Analysts No Longer Flying Blind Imperil Era of Big Profit Beats
(Bloomberg) -- Corporate earnings have crushed expectations like never before since the pandemic outbreak, underpinning one of the strongest bull markets ever in equities. But betting those upside surprises will continue is likely a long shot.
So says Chris Harvey, head of equity strategy at Wells Fargo & Co., who found that about 85% of the S&P 500 companies that stopped providing financial guidance during the 2020 Covid shock have since returned to the routine. So stock analysts are no longer stumbling in the dark.
A lack of corporate guidance, combined with a sharp economic recovery that was fueled by unprecedented stimulus, has lead to an epic run during which American firms beat analyst estimates by more than 10% for six straight quarters.
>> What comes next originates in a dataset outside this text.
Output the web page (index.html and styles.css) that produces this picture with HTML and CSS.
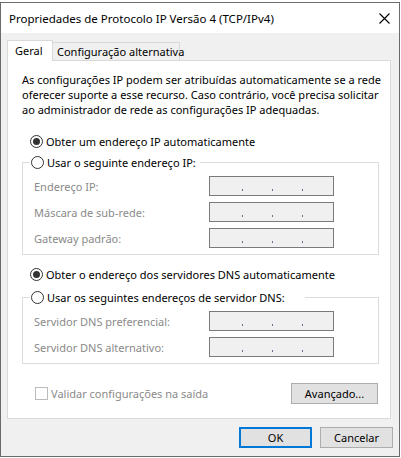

With banks kicking off reporting season this week, many investors wonder whether broad earnings will continue to produce huge upside surprises that would prompt analysts to ratchet up their numbers as furiously as they did last year.
Over the course of 2021, estimated profits for S&P 500 firms jumped 24% to $203.10 a share for that year, data compiled by Bloomberg Intelligence show.
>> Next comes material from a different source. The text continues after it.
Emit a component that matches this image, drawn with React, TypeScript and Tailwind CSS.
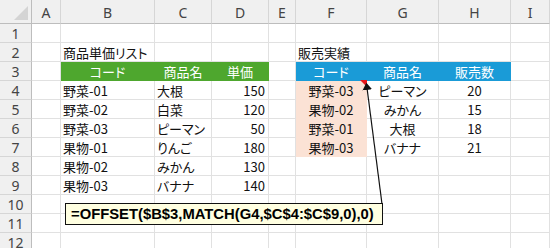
import React from 'react';

// 列見出し A〜I（I は右端まで伸ばす）
const COLS = ['A', 'B', 'C', 'D', 'E', 'F', 'G', 'H', 'I'];

type Cell = {
  text?: string;
  align?: 'left' | 'center' | 'right';
  fill?: string;
  color?: string;
  comment?: boolean;
};

const GREEN = 'bg-[#4ea72e]';
const BLUE = 'bg-[#1a9bd7]';
const PEACH = 'bg-[#fbe2d5]';

const priceList = [
  ['野菜-01', '大根', '150'],
  ['野菜-02', '白菜', '120'],
  ['野菜-03', 'ピーマン', '50'],
  ['果物-01', 'りんご', '180'],
  ['果物-02', 'みかん', '130'],
  ['果物-03', 'バナナ', '140'],
];

const sales = [
  ['野菜-03', 'ピーマン', '20'],
  ['果物-02', 'みかん', '15'],
  ['野菜-01', '大根', '18'],
  ['果物-03', 'バナナ', '21'],
];

// シートの内容を 12 行 × 9 列で組み立てる
const buildSheet = (): Cell[][] => {
  const rows: Cell[][] = Array.from({ length: 12 }, () => COLS.map(() => ({})));
  rows[1][1] = { text: '商品単価リスト' };
  rows[1][5] = { text: '販売実績' };

  rows[2][1] = { text: 'コード', align: 'center', fill: GREEN, color: 'text-white' };
  rows[2][2] = { text: '商品名', align: 'center', fill: GREEN, color: 'text-white' };
  rows[2][3] = { text: '単価', align: 'center', fill: GREEN, color: 'text-white' };
  rows[2][5] = { text: 'コード', align: 'center', fill: BLUE, color: 'text-white' };
  rows[2][6] = { text: '商品名', align: 'center', fill: BLUE, color: 'text-white' };
  rows[2][7] = { text: '販売数', align: 'center', fill: BLUE, color: 'text-white' };

  priceList.forEach(([code, name, price], i) => {
    rows[3 + i][1] = { text: code };
    rows[3 + i][2] = { text: name };
    rows[3 + i][3] = { text: price, align: 'right' };
  });

  sales.forEach(([code, name, qty], i) => {
    rows[3 + i][5] = { text: code, align: 'center', fill: PEACH, comment: i === 0 };
    rows[3 + i][6] = { text: name, align: 'center' };
    rows[3 + i][7] = { text: qty, align: 'center' };
  });

  return rows;
};

const alignClass = {
  left: 'justify-start pl-[2px]',
  center: 'justify-center',
  right: 'justify-end pr-[3px]',
};

const borderFor = (fill?: string) => {
  if (fill === GREEN) return 'border-[#4ea72e]';
  if (fill === BLUE) return 'border-[#1a9bd7]';
  if (fill === PEACH) return 'border-[#fbe2d5]';
  return 'border-[#e1e1e1]';
};

export default function App() {
  const sheet = buildSheet();

  return (
    <div
      className="relative w-[550px] h-[248px] overflow-hidden bg-white text-[13px] text-[#111]"
      style={{ fontFamily: '"Noto Sans CJK JP", "Noto Sans", sans-serif' }}
    >
      <div className="grid grid-cols-[32px_29px_94px_57px_57px_27px_71px_72px_72px_1fr] grid-rows-[24px_repeat(12,19px)]">
        {/* 左上の全選択ボタン */}
        <div className="relative bg-[#f0f0f0] border-r border-b border-[#bdbdbd]">
          <div className="absolute right-[3px] bottom-[3px] w-0 h-0 border-l-[14px] border-l-transparent border-b-[14px] border-b-[#d4d4d4]" />
        </div>
        {/* 列見出し */}
        {COLS.map((c) => (
          <div
            key={c}
            className="flex items-center justify-center pt-[2px] bg-[#f0f0f0] border-r border-b border-r-[#d6d6d6] border-b-[#bdbdbd] text-[#444] text-[14px]"
            style={{ fontFamily: '"Noto Sans", sans-serif' }}
          >
            {c}
          </div>
        ))}

        {sheet.map((row, r) => (
          <React.Fragment key={r}>
            {/* 行番号 */}
            <div
              className="flex items-center justify-center bg-[#f0f0f0] border-r border-b border-r-[#bdbdbd] border-b-[#d6d6d6] text-[#444] text-[14px]"
              style={{ fontFamily: '"Noto Sans", sans-serif' }}
            >
              {r + 1}
            </div>
            {row.map((cell, c) => (
              <div
                key={c}
                className={`relative flex items-center whitespace-nowrap leading-none [font-feature-settings:"palt"] border-r border-b ${borderFor(cell.fill)} ${cell.fill ?? ''} ${cell.color ?? ''} ${alignClass[cell.align ?? 'left']}`}
              >
                {cell.text}
                {cell.comment && (
                  <span className="absolute -right-px -top-px w-0 h-0 border-l-[7px] border-l-transparent border-t-[7px] border-t-[#e8181c]" />
                )}
              </div>
            ))}
          </React.Fragment>
        ))}
      </div>

      {/* 数式の吹き出しと矢印 */}
      <svg className="absolute left-0 top-0 pointer-events-none" width="550" height="248">
        <defs>
          <marker id="arrowhead" markerWidth="6" markerHeight="8" refX="5" refY="4" orient="auto">
            <path d="M0,0 L6,4 L0,8 z" fill="#111" />
          </marker>
        </defs>
        <line x1="382" y1="204" x2="366.5" y2="84" stroke="#111" strokeWidth="1.2" markerEnd="url(#arrowhead)" />
      </svg>
      <div
        className="absolute left-[65px] top-[203px] w-[318px] h-[22px] flex items-center pl-[5px] bg-[#ffffe1] border border-[#111] text-[14.8px] font-bold text-black whitespace-nowrap"
        style={{ fontFamily: '"Liberation Sans", Arial, sans-serif' }}
      >
        =OFFSET($B$3,MATCH(G4,$C$4:$C$9,0),0)
      </div>
    </div>
  );
}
“Last year’s EPS revision pace is unlikely to repeat,” Harvey wrote in a note to clients Wednesday. “Markets have already arb-ed out much of the pandemic-induced inefficiencies (i.e., lack of guidance), so the low-hanging fruit has been picked. Now, revisions will likely be driven mainly by improving fundamentals.”
Like many other things during the pandemic, earnings were extremely hard to predict and the surprises were legion. For context, during the five years prior to the crisis, companies beat profit estimates by an average 3%.
The ability of corporate America to navigate headwinds from supply-chain bottlenecks to commodity inflation and still deliver robust results has been impressive. And that resilience is the backbone of the equity rally that’s caused the S&P 500 to more than double since March 2020.
In 2021, the earnings expansion offset a contraction in price-earnings multiples, contributing to the S&P 500’s returns more than any year since at least 1986, according to data compiled by Cornerstone Macro strategist Michael Kantrowitz.
With the Federal Reserve now embarking on a tightening cycle, earnings are likely all the market can count on to sustain its uptrend, given that higher rates add pressure on equity valuations. And yet the pace of upward revisions is likely to lose steam not only because of increased clarity from guidance but also a maturing economy means weaker growth momentum.